A prova final do vestibular da vida está, provavelmente, no ato de envelhecer sem envilecer. Essa fase subtrai das pessoas o que outrora nos dera com sobras. A vista fica curta, a audição diminui, os passos ficam trôpegos, a memória começa a virar lembrança, os filhos e netos não nos escutam mais. Ou escutam sem dar a devida importância. Começamos, na velhice, a nos encantar: NINGUÉM NOS VÊ! Não nos chamam mais pra nada, não nos acolhem como antes, não nos cuidam como um dia cuidaram. Essa prova final da vida reprova a muitos que não se instrumentalizaram no amor próprio. A gente é sempre compelida a amar os outros, a se apaixonar pelos outros, a gostar dos outros. Isto é bom, mas é pouco. A sociedade peca quando não nos prepara para nós, haja vista que poucos se preparam para a posentadoria. Como o tempo não se possui a si mesmo, o homem sofre porque lhe deu dimensão falsa a vida inteira. A gente se prepara para o futuro, estuda para ter um porvir melhor, para ter uma velhice melhor e... A vida dá um freio de arrumação em tudo. O tempo passou e dentro de nós, FILOSOFICAMTNE, nada passou. Não fosse o estrago que ele faz em nosso corpo; não fossem as fotografias antigas e os espelhos; não fossem os contemporâneos já velhos, cabelos brancos, rugas na face, talvez a gente pudesse enganar um pouco mais o tempo.
Recorremos novamente ao amor.
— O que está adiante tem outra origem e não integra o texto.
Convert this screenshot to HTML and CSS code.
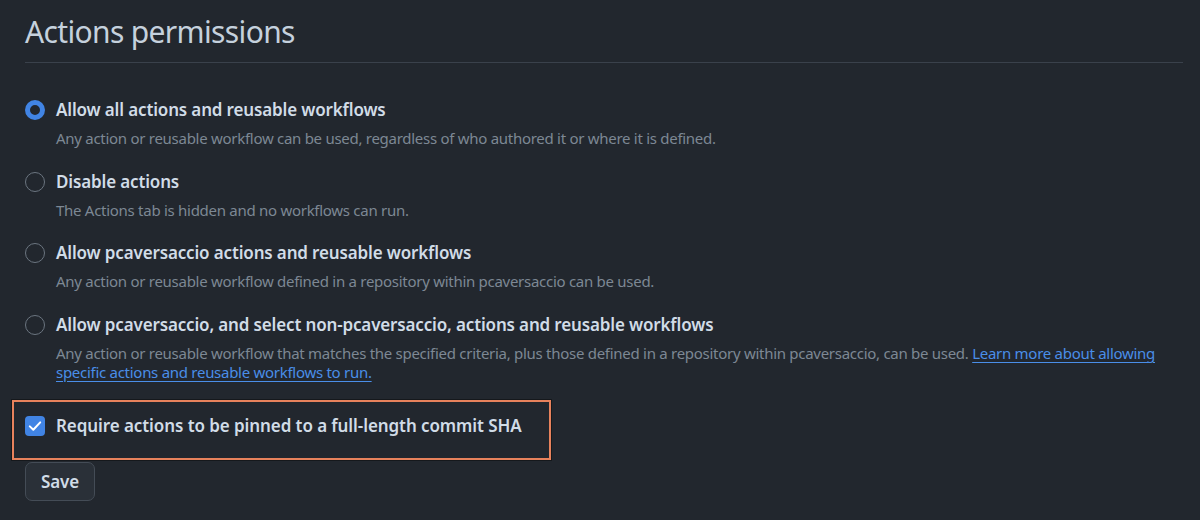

Às ilusões que carregamos a tiracolo como que querendo nos justificar de nós mesmos, pois nos dispusemos ao tempo entregando-lhe a vida. Naturalmente as pessoas vão rebuscando o passado, alinhavando questões que o vestibular da vida não contemplou, mas que ficaram no reino da idéias, das ilusões.
E aquele grande amor da nossa juventude por onde andará? Os sonhos, o afeto, o amor, parece que viajam no mesmo vagão do trem que conduz os judiados pela rigorosidade do tempo. A lição da felicidade eterna está descartada como um conto do vigário. Vigarista, esse tempo! Melhor defender que felicidade não existe, mas sim momentos felizes. No singular e no plural é o que somos em nossa contraditória angústia. Só não somos na solidão. Esta talvez seja a companheira mais certa a nos cortejar no trajeto final. Nossa primavera vai cedendo, lentamente, lugar para nosso outono. Lá, quem irá catar nossas folhas secas?